The MCC judges candidate countries in the areas of just and democratic governance, economic freedom and investment in social welfare.
Sixteen indicators, including rule of law, civil liberties, control of corruption, inflation rate, and trade and fiscal policy, are used to determine how much the political and economic conditions in a country promote broad-based sustainable economic growth.
Applegarth said threshold countries would be invited to submit funding proposals for improving their performance on the MCC selection criteria.
Selection as an MCA-eligible country does not mean the country automatically gets money, Applegarth said. Those deemed eligible will have to present their proposals for economic growth. The funding will only be given after the MCC evaluates and approves the proposals.
Secretary of State Colin Powell, one of the harshest critics of the pullout of Philippine troops from Iraq, is one of seven MCC board members that approved the list of eligible countries.
But Applegarth denied that the board was influenced by the decision of President Arroyo to withdraw the small Philippine force from Iraq to appease Iraqi militants that held a Filipino truck driver hostage.
"If it did, I don’t think the Philippines would have been named a threshold country," he said.
Commenting on the report, President Arroyo said the Philippines’ selection of the Philippines as an MCA threshhold nation "is a positive indication that the Philippines and the United States have a strong and continuing dialogue on development cooperation."

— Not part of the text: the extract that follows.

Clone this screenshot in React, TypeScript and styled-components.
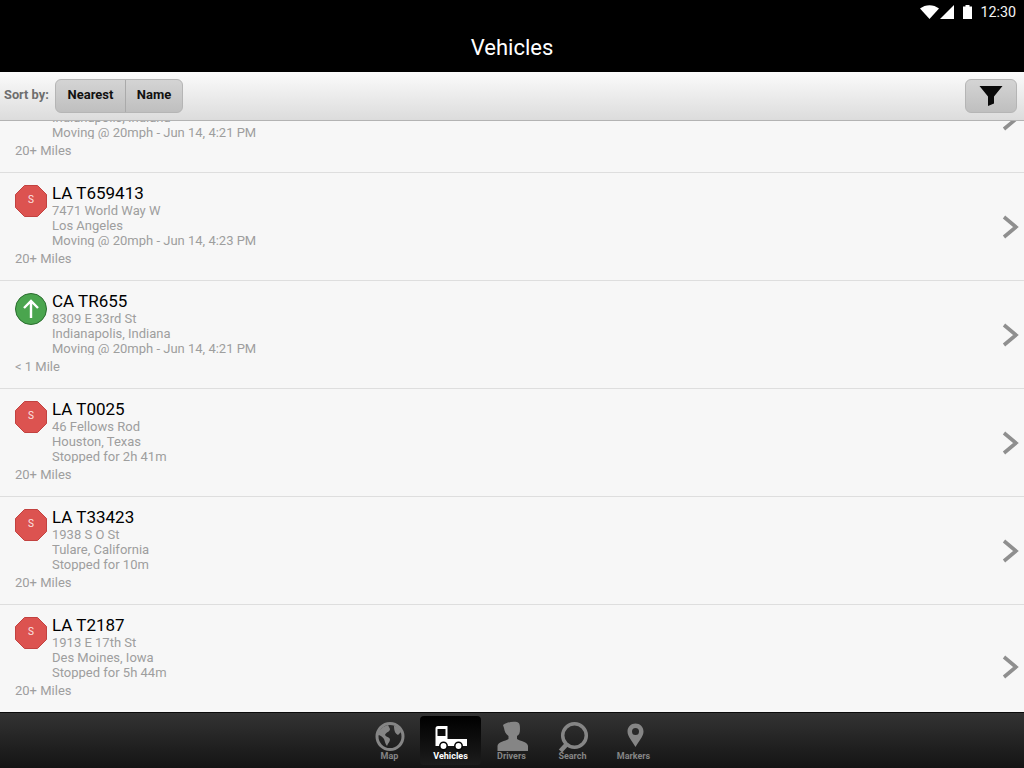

Applegarth said people from poor countries that don’t make the cut need not worry as other US programs provide significant humanitarian assistance directly to people in need.
The MCA was set up in January 2004 with a startup capital of $1 billion. Bush has asked Congress to provide $2.5 billion for the program next year.
The Arroyo administration is struggling to rein in a burgeoning budget deficit, which economic analysts warn could explode into a fiscal crisis.
Sen. Ralph Recto is scheduled to submit bill to the Senate for debate next week that will raise taxes imposed on cigarette and alcohol products. The measure is one of eight tax bills being endorsed by Malacañang to avoid a fiscal crisis.
The House of Representatives has passed its version of the bill, while the Senate ways and means committee is completing hearings on the House version and Senate Bill 1815, filed by Sen. Juan Ponce Enrile.
Enrile’s bill seeks a higher cigarette tax than that recommended by congressmen.
The House version of the measure, approved last Oct. 28, is estimated to bring in revenues of over P25 billion over a three-year period.
The House suggested that tax adjustments be 20 percent for 2005, three percent for 2006 and another three percent for 2007. In the case of low-priced cigarettes, which are levied a specific tax of P1.12 per pack, the 20 percent increase is equivalent to 22 to 23 centavos. Enrile wants the tax increased by P4.88 to P6 per pack for this classification of cigarettes.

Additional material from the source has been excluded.